245(7) Malgré les autres dispositions de la présente loi, les attributs fiscaux d’une personne, par suite de l’application du présent article, ne peuvent être déterminés que par avis de cotisation, de nouvelle cotisation ou de cotisation supplémentaire ou que par avis d’un montant déterminé en application du paragraphe 152(1.11), compte tenu du présent article.

[Emphasis added.]

[40] The Nouveau Petit Robert considers “par suite de” to be synonymous with “à cause de” or “en conséquence de”. In the Larousse, it is defined as meaning “en raison de”. These synonyms unequivocally point towards a determination that an application of the GAAR must precede the notice of assessment.

[41] In light of both the English and French definitions above, it cannot be said that the tax liability pursuant to the GAAR is incurred as of the date of the notice of assessment.

[Footnotes omitted]

In the result the appeals were dismissed with, by prior agreement, one set of costs.

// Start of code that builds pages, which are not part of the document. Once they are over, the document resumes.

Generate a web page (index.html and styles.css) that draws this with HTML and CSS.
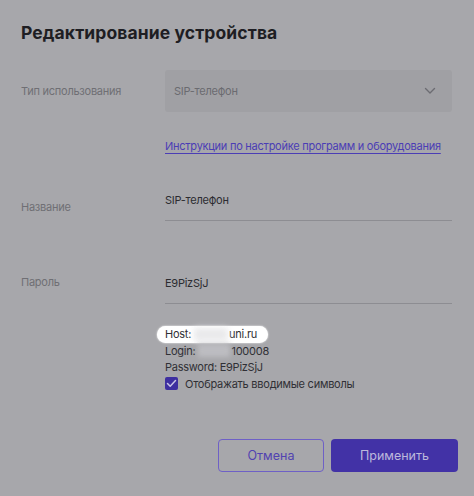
FILE: index.html
```html
<!DOCTYPE html>
<html lang="ru">
<head>
<meta charset="utf-8">
<link rel="stylesheet" href="styles.css">
</head>
<body>
<div class="dialog">
  <h1 class="title">Редактирование устройства</h1>
  <div class="form">
    <div class="label label-type">Тип использования</div>
    <div class="select">
      <span>SIP-телефон</span>
      <svg class="chev" width="12" height="8" viewBox="0 0 12 8"><path d="M1.5 1.5 L6 6 L10.5 1.5" fill="none" stroke="#6c6c72" stroke-width="1.4" stroke-linecap="round" stroke-linejoin="round"/></svg>
    </div>
    <div></div>
    <a class="link" href="#">Инструкции по настройке программ и оборудования</a>
    <div class="label label-name">Название</div>
    <div class="input input-name">SIP-телефон</div>
    <div class="label label-pass">Пароль</div>
    <div class="input input-pass">E9PizSjJ</div>
    <div></div>
    <div class="info">
      <div class="line host"><span class="pill">Host:<span class="blur"></span>uni.ru</span></div>
      <div class="line">Login:<span class="blur gray"></span>100008</div>
      <div class="line">Password: E9PizSjJ</div>
      <label class="check">
        <span class="box"><svg width="11" height="9" viewBox="0 0 11 9"><path d="M1.5 4.5 L4.2 7.2 L9.5 1.5" fill="none" stroke="#c9c5e6" stroke-width="1.5" stroke-linecap="round" stroke-linejoin="round"/></svg></span>
        Отображать вводимые символы
      </label>
    </div>
  </div>
  <div class="actions">
    <button class="btn btn-outline">Отмена</button>
    <button class="btn btn-primary">Применить</button>
  </div>
</div>
</body>
</html>
```
FILE: styles.css
```css
html, body {
  margin: 0;
  padding: 0;
  background: #a7a7ab;
  width: 474px;
  height: 496px;
  overflow: hidden;
}
body {
  font-family: Inter, "Noto Sans", sans-serif;
  color: #2c2c31;
}
.dialog {
  padding: 22px 16px 0 21px;
}
.title {
  margin: 0;
  font-size: 17.5px;
  font-weight: 700;
  color: #1e1e23;
  line-height: 22px;
  letter-spacing: 0.1px;
}
.form {
  display: grid;
  grid-template-columns: 144px 287px;
  margin-top: 26px;
  font-size: 11px;
  letter-spacing: -0.25px;
}
.label {
  color: #6f6f74;
}
.label-type {
  align-self: center;
}
.select {
  height: 42px;
  background: #a0a0a4;
  border-radius: 3px;
  display: flex;
  align-items: center;
  justify-content: space-between;
  padding: 0 16px 0 9px;
  color: #6b6b70;
}
.link {
  margin-top: 26px;
  color: #4b3db5;
  text-decoration: underline;
  text-underline-offset: 3px;
  line-height: 16px;
  white-space: nowrap;
}
.label-name {
  margin-top: 46px;
}
.input {
  border-bottom: 1px solid #8d8d92;
  color: #2c2c31;
  line-height: 16px;
}
.input-name {
  margin-top: 38px;
  padding-bottom: 12px;
}
.label-pass {
  margin-top: 54px;
}
.input-pass {
  margin-top: 54px;
  padding-bottom: 12px;
}
.info {
  margin-top: 22px;
  color: #303035;
}
.line {
  line-height: 16.5px;
  height: 16.5px;
  display: flex;
  align-items: center;
}
.pill {
  display: inline-flex;
  align-items: center;
  background: #fff;
  border-radius: 9px;
  padding: 0 11px 0 8px;
  margin-left: -8px;
  height: 17px;
  box-shadow: 0 0 2px #fff;
}
.blur {
  display: inline-block;
  filter: blur(3px);
  background: #e9e9eb;
  width: 34px;
  height: 13px;
  margin: 0 1px 0 3px;
}
.blur.gray {
  background: #bdbdc1;
  width: 32px;
  filter: blur(2.5px);
}
.check {
  display: flex;
  align-items: center;
  gap: 7px;
  line-height: 16px;
}
.box {
  width: 13px;
  height: 13px;
  background: #3e2fa0;
  border-radius: 2px;
  display: flex;
  align-items: center;
  justify-content: center;
}
.actions {
  display: flex;
  justify-content: flex-end;
  gap: 7px;
  margin-top: 47px;
}
.btn {
  height: 33px;
  border-radius: 4px;
  font-family: inherit;
  font-size: 12.5px;
  cursor: pointer;
}
.btn-outline {
  width: 106px;
  background: transparent;
  border: 1px solid #6e60c6;
  color: #5142b1;
}
.btn-primary {
  width: 127px;
  background: #4232a6;
  border: none;
  color: #bdb9dc;
}
```
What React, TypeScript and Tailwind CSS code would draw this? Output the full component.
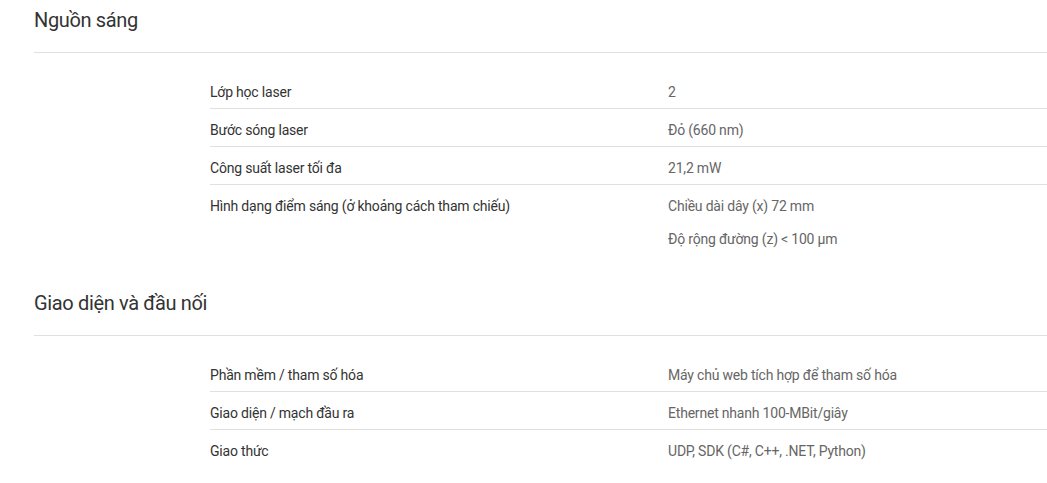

Comment: It is likely that this case will find its way to the Federal Court of Appeal. While the appellants’ argument has a certain intellectual attraction, i.e., interest should not run unless and until the Minister takes the affirmative step of recharacterizing the transaction(s) under GAAR, it also seems to run contrary to the grain of years of accepted tax jurisprudence that interest runs from the taxation years in question, not the date of the assessment or reassessment. If the decision is appealed it will be interesting to see what the Federal Court of Appeal makes of it.